Recently I bent for the cane, one of the unanswerable questions of life, like why do people still watch Graham Norton, is; Does Carter beat me harder than he used to, or am I more of a woose since I dont feel I need to prove some twue sub credentials?  Whichever, its still the case that we dont follow many of the rules places like fetlife propagate. I still remember a submissive friend telling me not having a warm up pre caneing is abusive.

I am not sure they would have counted watching Carter strip as a warm up.

So I was caned, there was pain, there was consent, as I had to explicitly ask for the pain, and the pleasure.

Then, afterwards, lying side by side, Carter, gently, touched my face and I flinched. For some reason my jaw still hurts after having my wisdom tooth out last week. This was not the intended pain, and he checked why I had flinched.

Which goes to the heart of what consent looks like, or should look like. Far too often consent is presented like getting in a lift, and choosing a floor. Once the button is pressed thats it, the doors do not open until you reach your destination.

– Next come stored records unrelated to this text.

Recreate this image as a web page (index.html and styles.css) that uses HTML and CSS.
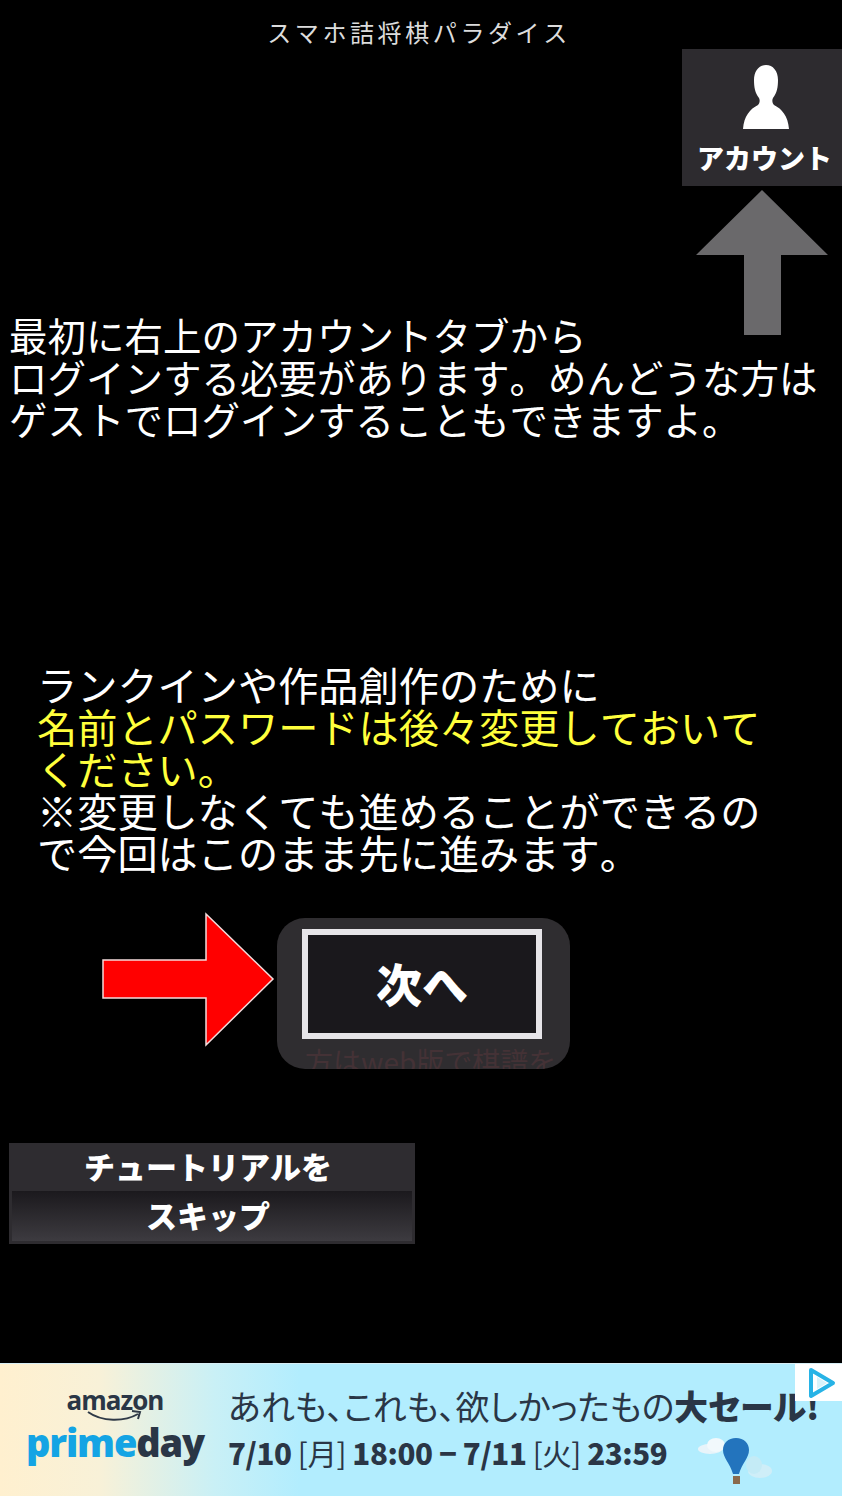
FILE: index.html
```html
<!DOCTYPE html>
<html lang="ja">
<head>
    <meta charset="UTF-8">
    <meta name="viewport" content="width=device-width, initial-scale=1.0">
    <title>スマホ詰将棋パラダイス</title>
    <link rel="stylesheet" href="styles.css">
</head>
<body>
    <div class="screen">
        <h1 class="app-title">スマホ詰将棋パラダイス</h1>

        <div class="account-tab">
            <svg class="account-icon" viewBox="0 0 46 64" width="46" height="64">
                <path d="M23 0c7 0 12 6 12 15 0 7-1 13-5 18-1 2-1 5 1 7 8 4 14 11 15 24H0c1-13 7-20 15-24 2-2 2-5 1-7-4-5-5-11-5-18C11 6 16 0 23 0z" fill="#fff"/>
            </svg>
            <span class="account-label">アカウント</span>
        </div>

        <svg class="up-arrow" viewBox="0 0 132 145" width="132" height="145">
            <path d="M66 0L132 65H85V145H48V65H0z" fill="#6a696b"/>
        </svg>

        <p class="intro">最初に右上のアカウントタブから<br>ログインする必要があります。めんどうな方は<br>ゲストでログインすることもできますよ。</p>

        <p class="notice">ランクインや作品創作のために<br><span class="yellow">名前とパスワードは後々変更しておいて<br>ください。</span><br>※変更しなくても進めることができるの<br>で今回はこのまま先に進みます。</p>

        <div class="next-row">
            <svg class="red-arrow" viewBox="0 0 173 135" width="173" height="135">
                <path d="M1 48H104V2L171 67 104 133V86H1z" fill="#f00" stroke="#f4dcdc" stroke-width="1.5"/>
            </svg>
            <div class="next-btn">
                <div class="next-inner">次へ</div>
                <span class="ghost-text">方はweb版で棋譜を</span>
            </div>
        </div>

        <div class="skip-btn">
            <div class="skip-top">チュートリアルを</div>
            <div class="skip-bottom">スキップ</div>
        </div>

        <div class="ad">
            <div class="ad-logo">
                <span class="amazon">amazon</span>
                <svg class="smile" viewBox="0 0 56 12" width="56" height="12">
                    <path d="M1 2c14 10 36 10 50 2M45 1l8 1-2 7" fill="none" stroke="#2f3a47" stroke-width="2"/>
                </svg>
                <span class="primeday"><span class="prime">prime</span>day</span>
            </div>
            <div class="ad-copy">
                <div class="ad-head">あれも、これも、欲しかったもの<b>大セール!</b></div>
                <div class="ad-date"><b>7/10</b> [月] <b>18:00 − 7/11</b> [火] <b>23:59</b></div>
            </div>
            <svg class="balloon" viewBox="0 0 76 50" width="76" height="50">
                <ellipse cx="12" cy="12" rx="12" ry="5" fill="#e8f4fa"/>
                <ellipse cx="18" cy="8" rx="9" ry="7" fill="#f2f9fc"/>
                <ellipse cx="62" cy="34" rx="12" ry="7" fill="#cfeef8"/>
                <ellipse cx="56" cy="28" rx="8" ry="9" fill="#c4ebf6"/>
                <path d="M38 1c8 0 13 5 13 12 0 8-7 13-10 24h-6C32 26 25 21 25 13 25 6 30 1 38 1z" fill="#2374bd"/>
                <rect x="35" y="39" width="7" height="8" fill="#8a6a4c"/>
            </svg>
            <div class="ad-badge">
                <svg viewBox="0 0 30 32" width="30" height="32">
                    <path d="M4 3L26 16 4 29z" fill="none" stroke="#27b3e6" stroke-width="4" stroke-linejoin="round"/>
                    <path d="M10 10L20 16 10 22z" fill="#d8f3fb"/>
                </svg>
            </div>
        </div>
    </div>
</body>
</html>
```

FILE: styles.css
```css
* {
    box-sizing: border-box;
}

body {
    margin: 0;
    background-color: #000;
    font-family: "Noto Sans CJK JP", "Noto Sans", sans-serif;
    font-kerning: none;
    color: #fff;
}

.screen {
    width: 842px;
    height: 1496px;
    display: flex;
    flex-direction: column;
    overflow: hidden;
}

.app-title {
    margin: 0;
    height: 49px;
    padding-top: 15px;
    padding-right: 4px;
    text-align: center;
    font-size: 24px;
    line-height: 34px;
    font-weight: 400;
    letter-spacing: 3.6px;
    color: #dcdcdc;
}

.account-tab {
    align-self: flex-end;
    width: 160px;
    height: 137px;
    background-color: #2d2b2f;
    display: flex;
    flex-direction: column;
    align-items: center;
    padding-top: 16px;
}

.account-icon {
    margin-left: 7px;
}

.account-label {
    margin: 9px 0 0 5px;
    font-size: 27px;
    line-height: 40px;
    font-weight: 900;
    white-space: nowrap;
}

.up-arrow {
    align-self: flex-end;
    margin: 4px 14px 0 0;
}

.intro {
    margin: -22px 0 0 9px;
    font-size: 38.5px;
    line-height: 42px;
    white-space: nowrap;
}

.notice {
    margin: 224px 0 0 37px;
    font-size: 40.2px;
    line-height: 42px;
    white-space: nowrap;
}

.yellow {
    color: #ffff3c;
}

.next-row {
    display: flex;
    align-items: flex-start;
    margin: 39px 0 0 102px;
}

.red-arrow {
    flex: none;
    margin-right: 2px;
}

.next-btn {
    position: relative;
    width: 293px;
    height: 151px;
    margin-top: 6px;
    padding: 11px 28px 28px 25px;
    background-color: #2f2d30;
    border-radius: 28px;
    overflow: hidden;
}

.next-inner {
    height: 110px;
    border: 6px solid #e6e4e8;
    background-color: #1a181c;
    display: flex;
    align-items: center;
    justify-content: center;
    padding-bottom: 4px;
    font-size: 46px;
    font-weight: 900;
}

.ghost-text {
    position: absolute;
    left: 28px;
    top: 128px;
    font-size: 28px;
    line-height: 30px;
    color: #443236;
    white-space: nowrap;
}

.skip-btn {
    width: 406px;
    height: 101px;
    margin: 74px 0 0 9px;
    background-color: #2e2c30;
    padding: 0 3px 3px;
    text-align: center;
    font-size: 31px;
    font-weight: 900;
}

.skip-top {
    height: 48px;
    line-height: 46px;
    margin: 0 -3px;
    padding-right: 8px;
}

.skip-bottom {
    height: 50px;
    line-height: 48px;
    padding-right: 8px;
    background: linear-gradient(#1b191d, #3d3b40);
}

.ad {
    position: relative;
    margin-top: 119px;
    height: 133px;
    background: linear-gradient(90deg, #fff0cf 0, #f8f1d8 100px, #c9f0f6 215px, #b2edfe 300px);
    border-top: 1px solid #d7eef5;
    display: flex;
    align-items: flex-start;
    color: #2a3646;
}

.ad-logo {
    width: 228px;
    flex: none;
    display: flex;
    flex-direction: column;
    align-items: center;
    padding: 21px 0 0 2px;
}

.amazon {
    font-family: "Open Sans", sans-serif;
    font-size: 26px;
    line-height: 30px;
    font-weight: 700;
    letter-spacing: -1px;
}

.smile {
    margin-top: -5px;
}

.primeday {
    margin-top: -3px;
    font-family: "Open Sans", sans-serif;
    font-size: 38px;
    line-height: 46px;
    font-weight: 800;
    letter-spacing: -1.2px;
}

.prime {
    color: #14a4e4;
}

.ad-copy {
    padding-top: 17px;
    white-space: nowrap;
}

.ad-head {
    font-size: 33.8px;
    line-height: 49px;
    font-feature-settings: "palt";
}

.ad-head b {
    font-weight: 900;
}

.ad-date {
    font-size: 29.5px;
    line-height: 44px;
    font-weight: 400;
    letter-spacing: -0.4px;
}

.ad-date b {
    font-weight: 800;
}

.balloon {
    position: absolute;
    left: 698px;
    top: 73px;
}

.ad-badge {
    position: absolute;
    right: 0;
    top: 0;
    width: 47px;
    height: 37px;
    background-color: #fff;
    display: flex;
    align-items: center;
    justify-content: flex-end;
    padding-right: 5px;
}
```
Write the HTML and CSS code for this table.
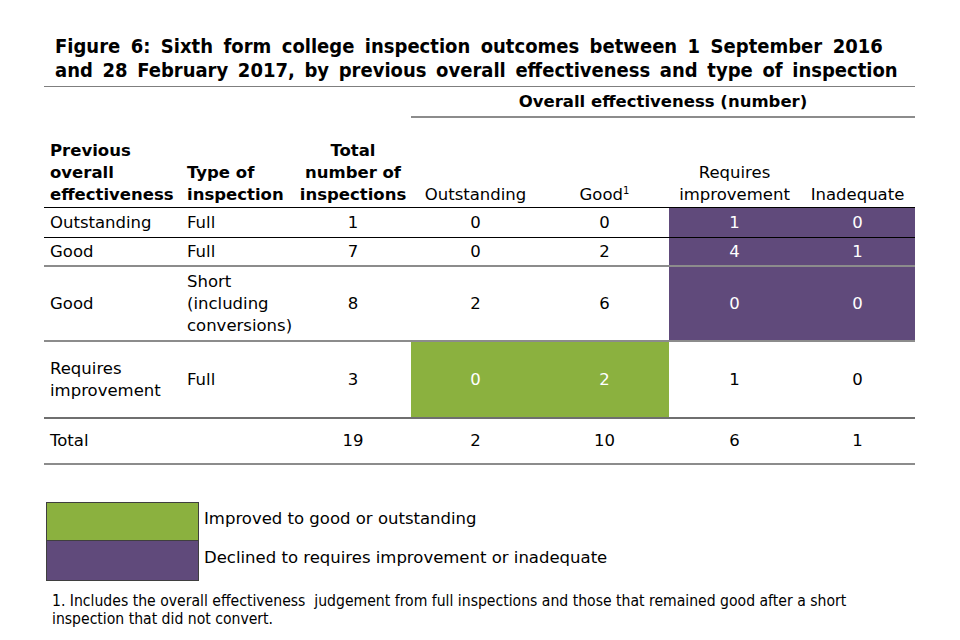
FILE: index.html
```html
<!DOCTYPE html>
<html>
<head>
<meta charset="utf-8">
<link rel="stylesheet" href="styles.css">
</head>
<body>
<div class="figure">
  <h1 class="title"><span class="title-l1">Figure 6: Sixth form college inspection outcomes between 1 September 2016</span><br>and 28 February 2017, by previous overall effectiveness and type of inspection</h1>
  <table class="tbl">
    <colgroup>
      <col class="c1"><col class="c2"><col class="c3"><col class="c4"><col class="c5"><col class="c6"><col class="c7">
    </colgroup>
    <thead>
      <tr class="group-row">
        <th colspan="3"></th>
        <th colspan="4" class="group">Overall effectiveness (number)</th>
      </tr>
      <tr class="head-row">
        <th class="left b">Previous<br>overall<br>effectiveness</th>
        <th class="left2 b">Type of<br>inspection</th>
        <th class="b">Total<br>number of<br>inspections</th>
        <th class="n">Outstanding</th>
        <th class="n">Good<sup>1</sup></th>
        <th class="n">Requires<br>improvement</th>
        <th class="n">Inadequate</th>
      </tr>
    </thead>
    <tbody>
      <tr class="r1">
        <td class="left">Outstanding</td><td class="left2">Full</td><td>1</td><td>0</td><td>0</td><td class="pu">1</td><td class="pu">0</td>
      </tr>
      <tr class="r2">
        <td class="left">Good</td><td class="left2">Full</td><td>7</td><td>0</td><td>2</td><td class="pu">4</td><td class="pu">1</td>
      </tr>
      <tr class="r3">
        <td class="left">Good</td><td class="left2">Short<br>(including<br>conversions)</td><td>8</td><td>2</td><td>6</td><td class="pu">0</td><td class="pu">0</td>
      </tr>
      <tr class="r4">
        <td class="left">Requires<br>improvement</td><td class="left2">Full</td><td>3</td><td class="gr">0</td><td class="gr">2</td><td>1</td><td>0</td>
      </tr>
      <tr class="r5">
        <td class="left">Total</td><td class="left2"></td><td>19</td><td>2</td><td>10</td><td>6</td><td>1</td>
      </tr>
    </tbody>
  </table>
  <div class="legend">
    <div class="legend-item"><span class="swatch sw-green"></span><span class="legend-text">Improved to good or outstanding</span></div>
    <div class="legend-item"><span class="swatch sw-purple"></span><span class="legend-text">Declined to requires improvement or inadequate</span></div>
  </div>
  <p class="note">1. Includes the overall effectiveness&nbsp; judgement from full inspections and those that remained good after a short<br>inspection that did not convert.</p>
</div>
</body>
</html>
```
FILE: styles.css
```css
html, body {
  margin: 0;
  padding: 0;
  background: #ffffff;
}
body {
  font-family: "DejaVu Sans", sans-serif;
  color: #000;
  width: 960px;
  height: 640px;
  overflow: hidden;
}
.figure {
  padding: 34px 0 0 44px;
  width: 871px;
}
.title {
  margin: 0;
  padding: 0 0 4px 11px;
  font-family: "DejaVu Sans Condensed", "DejaVu Sans", sans-serif;
  font-size: 20px;
  line-height: 24px;
  font-weight: bold;
  word-spacing: 3.4px;
  white-space: nowrap;
  border-bottom: 1px solid #7f7f7f;
}
.title-l1 {
  word-spacing: 4.2px;
}
.tbl {
  border-collapse: collapse;
  width: 871px;
  table-layout: fixed;
  font-size: 16.5px;
  line-height: 22px;
}
.c1 { width: 139px; }
.c2 { width: 112px; }
.c3 { width: 116px; }
.c4 { width: 129px; }
.c5 { width: 129px; }
.c6 { width: 131px; }
.c7 { width: 115px; }
.tbl th, .tbl td {
  padding: 0;
  text-align: center;
  white-space: nowrap;
}
.group-row th {
  height: 29px;
  vertical-align: middle;
}
.group {
  font-weight: bold;
  border-bottom: 2px solid #8c8c8c;
}
.head-row th {
  height: 88px;
  vertical-align: bottom;
  padding-bottom: 1px;
  border-bottom: 1px solid #000;
}
.head-row .b { font-weight: bold; }
.head-row .n { font-weight: normal; }
sup {
  font-size: 10px;
  line-height: 0;
  vertical-align: 6px;
}
.tbl .left { text-align: left; padding-left: 6px; }
.tbl .left2 { text-align: left; padding-left: 4px; }
.tbl td { vertical-align: middle; }
.r1 td { height: 29px; border-bottom: 1px solid #000; }
.r2 td { height: 27px; border-bottom: 2px solid #8c8c8c; }
.r3 td { height: 73px; border-bottom: 2px solid #8c8c8c; }
.r4 td { height: 75px; border-bottom: 2px solid #6f6f6f; }
.r5 td { height: 44px; border-bottom: 2px solid #8c8c8c; }
.tbl td.pu { background: #604a7b; color: #fff; }
.tbl td.gr { background: #8bb13f; color: #fff; }
.legend {
  margin: 37px 0 0 2px;
  display: flex;
  flex-direction: column;
}
.legend-item {
  display: flex;
  align-items: center;
  height: 39px;
}
.swatch {
  width: 151px;
  height: 100%;
  border: 1px solid #3f3f3f;
  box-sizing: content-box;
}
.legend-item:first-child .swatch { border-bottom: none; }
.sw-green { background: #8bb13f; }
.sw-purple { background: #604a7b; }
.legend-text {
  font-size: 16.5px;
  padding-left: 5px;
  margin-top: -6px;
  white-space: nowrap;
}
.note {
  margin: 12px 0 0 8px;
  font-family: "DejaVu Sans Condensed", "DejaVu Sans", sans-serif;
  font-size: 15.6px;
  line-height: 18px;
  white-space: nowrap;
}
```
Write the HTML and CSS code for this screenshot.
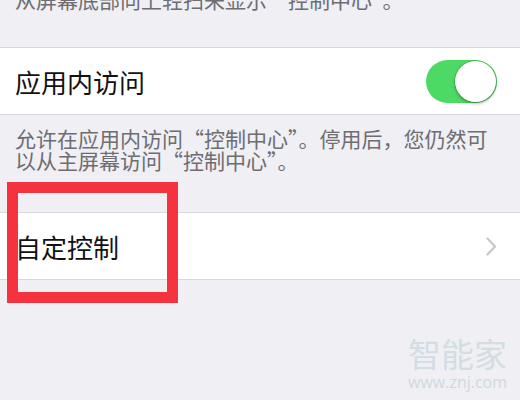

Consent should be like taking the stairs, stopping to catch your breath, and, conscious of each step, each moment, each movement forward. As you may know I have my problems with sex positivity in its erasure of sex work voices, however it must be said that sex this way, it’s so much better. There seems to be this idea that being overcome with lust leads to good sex, in my experience, it doesn’t, it leads to the sex we so often regret, that doesn’t even scratch an itch. Desire is not the enemy of consent, together they turn the physical acts into something more, something which can touch the soul. All you need to have sex is consent, but when it, and desire are present, then sex can truly be transformed. Desire without consent however, is, always, abuse, and we need, as a society to say that more clearly.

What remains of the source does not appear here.